Russian kickboxer Vladimir Mineev has added another world heavyweight crown to his collection beating Germany's Daniel Dorrer for the WKA title. He did it in front of hundreds of fans at the so-called USSR Championships near Moscow.
Nine years ago the best hand-to-hand fighters from the former Soviet republics first came face-to-face in the Moscow region to find out who was the best. That is how this kickboxing tournament started. Now it has grown into a big open-air showdown with international titles at stake.
Some domestic affairs were settled first though. The 2012 event's supercard opened with the Russian light welterweight championship. Five rounds of a tough rumble saw Dmitry Grafov clawing out victory over his compatriot Evgeny Kalinin.
Some bigger guys, Aleksey Rybkin and Halim Chiabani, were next to do battle, with the W5 European cruiserweight title at stake. The Russian dominated the first two rounds of the bout. However, the French champion found his touch later on and was even to toy with his opponent. It was a hard decision for the judges, who finally ruled in Rybkin's favor.

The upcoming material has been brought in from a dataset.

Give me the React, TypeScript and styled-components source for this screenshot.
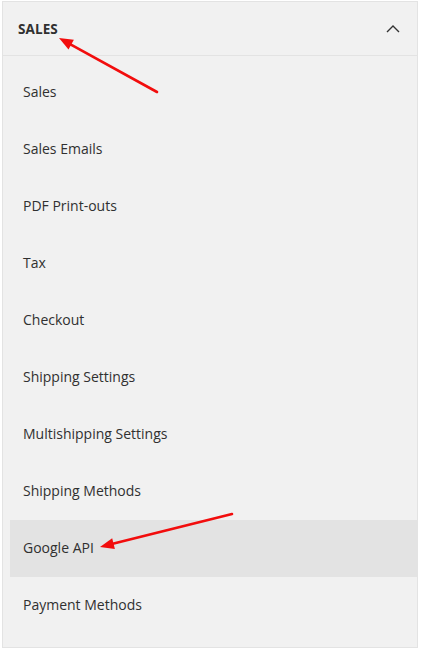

That's how it came to some world titles on the line with Russia's Ilya Usachev and Ukraine's Roman Mailov setting up arguably the most furious clash of the night. Both gave their all to secure the W5 welterweight belt, but it was the Ukrainian thunder who had more to offer.
“I took my time in the early rounds to take a closer look at my opponent's moves. I realized he was faster than me, so I had to rely on my cardio and just try to break him down. I kept moving on always putting him under pressure. I just did more in the ring – that's what gave me the edge,” said Mailov.
After that one of Russia's biggest heavyweight prospects, Vladimir Mineev, took to the ring to clash with Daniel Dorrer for the WKA title. The German proved to be a tough nut to crack. After a devastating right hook by Mineev in the second round the brave fighter managed to recover and stay up till the end of the fight and although he was beaten, Dorrer left the ring with his head held high.
It was Mineev who best summed up what was happening in the ring. “He was hitting hard, really hard but I had better timing. That's why my punches landed on his body and head, and his on my elbows,” he said smiling.